March 20, 2014
U.S.

Tax-break revival said to get U.S. Senate committee vote

By Richard Rubin | Bloomberg | 2014-03-19 | www.bloomberg.com

The U.S. Senate Finance Committee probably will vote during the week of March 31 to revive dozens of tax breaks that expired Dec. 31, said a Democratic aide to the panel.

The breaks include the research and development credit and a provision that lets companies including Citigroup Inc. and General Electric Co. defer U.S. taxes on some of their foreign income.

Other expired breaks include the production tax credit for wind energy and a tax credit for manufacturers of energy-efficient appliances such as Whirlpool Corp.

The tax-break vote will be the first test for Senator Ron Wyden, the Oregon Democrat who became the Finance Committee’s chairman last month.

The panel hasn’t decided whether to extend the breaks through the end of 2014 or 2015, said the aide, who spoke on condition of anonymity when discussing the committee’s yet-to-be-announced plans. Wyden’s proposal probably will exclude or refine some of the 55 breaks, the aide said, with a goal to produce a bipartisan bill.

No decisions have been made on the content of the measure or the timing for a committee session and vote, said Julia Lawless, a spokeswoman for Senator Orrin Hatch of Utah, the panel’s top Republican.
Cutting ‘Fat’

“When it comes to tax extenders, Senator Hatch believes there’s a lot of fat that needs to be cut and that Congress should not continue to deal with them in a business-as-usual manner,” Lawless said in an e-mailed statement. “A committee markup would provide an opportunity to expose these provisions to scrutiny and sunlight.”

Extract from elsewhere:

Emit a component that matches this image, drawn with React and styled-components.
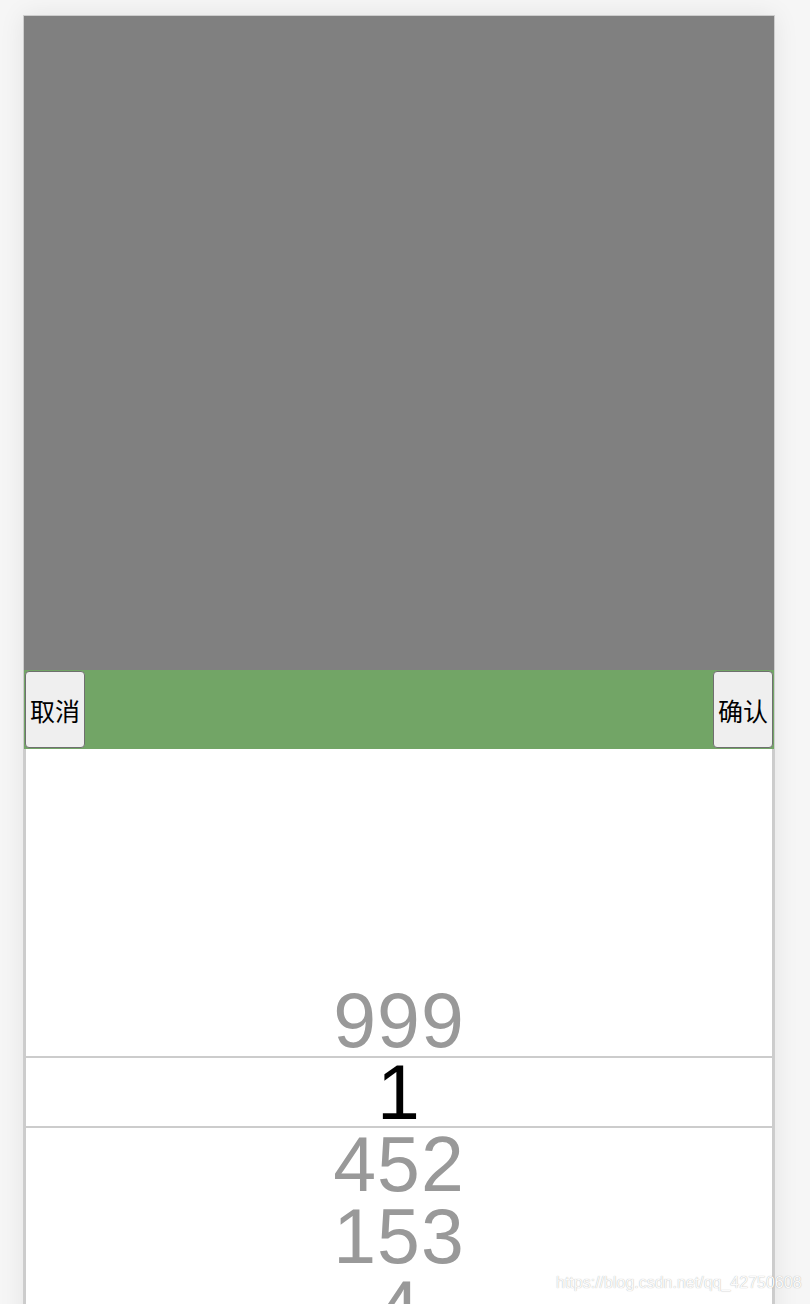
import styled, { createGlobalStyle } from "styled-components";

const GlobalStyle = createGlobalStyle`
  html, body {
    margin: 0;
    padding: 0;
    height: 1304px;
    overflow: hidden;
    background: #f6f6f6;
    font-family: "Liberation Sans", Arial, sans-serif;
  }
`;

const Page = styled.div`
  position: relative;
  height: 1304px;
  padding: 15px 0 0 23px;
  box-sizing: border-box;
`;

const Phone = styled.div`
  width: 752px;
  height: 1400px;
  border: 1px solid #cdcdcd;
  box-sizing: border-box;
  background: #fff;
  box-shadow: 0 0 24px rgba(0, 0, 0, 0.08);
  display: flex;
  flex-direction: column;
`;

const Screen = styled.div`
  height: 654px;
  background: #808080;
`;

const Toolbar = styled.div`
  height: 79px;
  background: #72a566;
  display: flex;
  justify-content: space-between;
  align-items: stretch;
  padding: 1px;
  box-sizing: border-box;
`;

const Button = styled.button`
  margin: 0;
  padding: 0 4px;
  border: 1px solid #6f6f6f;
  border-radius: 4px;
  background: #efefef;
  color: #000;
  font-family: "Noto Sans CJK SC", sans-serif;
  font-size: 25px;
`;

const Picker = styled.ul`
  flex: 1;
  margin: 0;
  padding: 235px 0 0;
  list-style: none;
  border-left: 2px solid #cccccc;
  border-right: 2px solid #cccccc;
`;

const Item = styled.li`
  height: 72px;
  box-sizing: border-box;
  text-align: center;
  font-family: "Liberation Sans", Arial, sans-serif;
  font-size: 77px;
  letter-spacing: 1px;
  line-height: ${(p) => (p.$active ? "68px" : "72px")};
  color: ${(p) => (p.$active ? "#000" : "#999")};
  border-top: ${(p) => (p.$active ? "2px solid #cccccc" : "none")};
  border-bottom: ${(p) => (p.$active ? "2px solid #cccccc" : "none")};
`;

const Watermark = styled.div`
  position: absolute;
  left: 556px;
  top: 1274px;
  font-family: "Liberation Sans", Arial, sans-serif;
  font-size: 16px;
  color: #fbfbfb;
  text-shadow: 0 0 1px rgba(0, 0, 0, 0.35);
  white-space: nowrap;
`;

const values = ["999", "1", "452", "153", "4"];

export default function App() {
  return (
    <>
      <GlobalStyle />
      <Page>
        <Phone>
          <Screen />
          <Toolbar>
            <Button>取消</Button>
            <Button>确认</Button>
          </Toolbar>
          <Picker>
            {values.map((v, i) => (
              <Item key={v} $active={i === 1}>
                {v}
              </Item>
            ))}
          </Picker>
        </Phone>
        <Watermark>https://blog.csdn.net/qq_42750608</Watermark>
      </Page>
    </>
  );
}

Hatch has called for individual scrutiny of the expired measures. “I’m going to insist that we cut back rather than just keep all of them,” he told reporters in early January. “We should do only the ones that we really should do.”

Wyden has made reviving the lapsed breaks his first goal since taking over for Max Baucus, a Montana Democrat who is now the U.S. ambassador to China.

The path forward after a committee vote or Senate passage isn’t clear.

House Republicans have said they won’t consider a short-term extension of the breaks. In that chamber, Ways and Means Committee Chairman Dave Camp, a Michigan Republican, on Feb. 26 released a draft revamp of the entire U.S. tax code.
Research, Development

“I am not going to sacrifice important matters like research and development and innovation on the altar of perhaps some inaction on comprehensive reform,” Wyden said Feb. 13 on Bloomberg Television’s “Political Capital with Al Hunt.”

A one-year extension would cost the government $46 billion or $47 billion in revenue, the aide said.

Many of the provisions have broad bipartisan support. Others, including the wind credit and accelerated depreciation for motorsports tracks, divide U.S. lawmakers.

Some tax breaks have influential backers either on the committee or in the Senate.

For example, Senate Republican Leader Mitch McConnell has supported a lapsed provision that shortens the depreciation period for race horses, an issue that’s important to the horse industry in his home state of Kentucky.

Senator Charles Schumer, a New York Democrat, has focused on a lapsed provision that allows mass-transit commuters to receive as much as $250 in tax-free benefits a month, up from the current $130.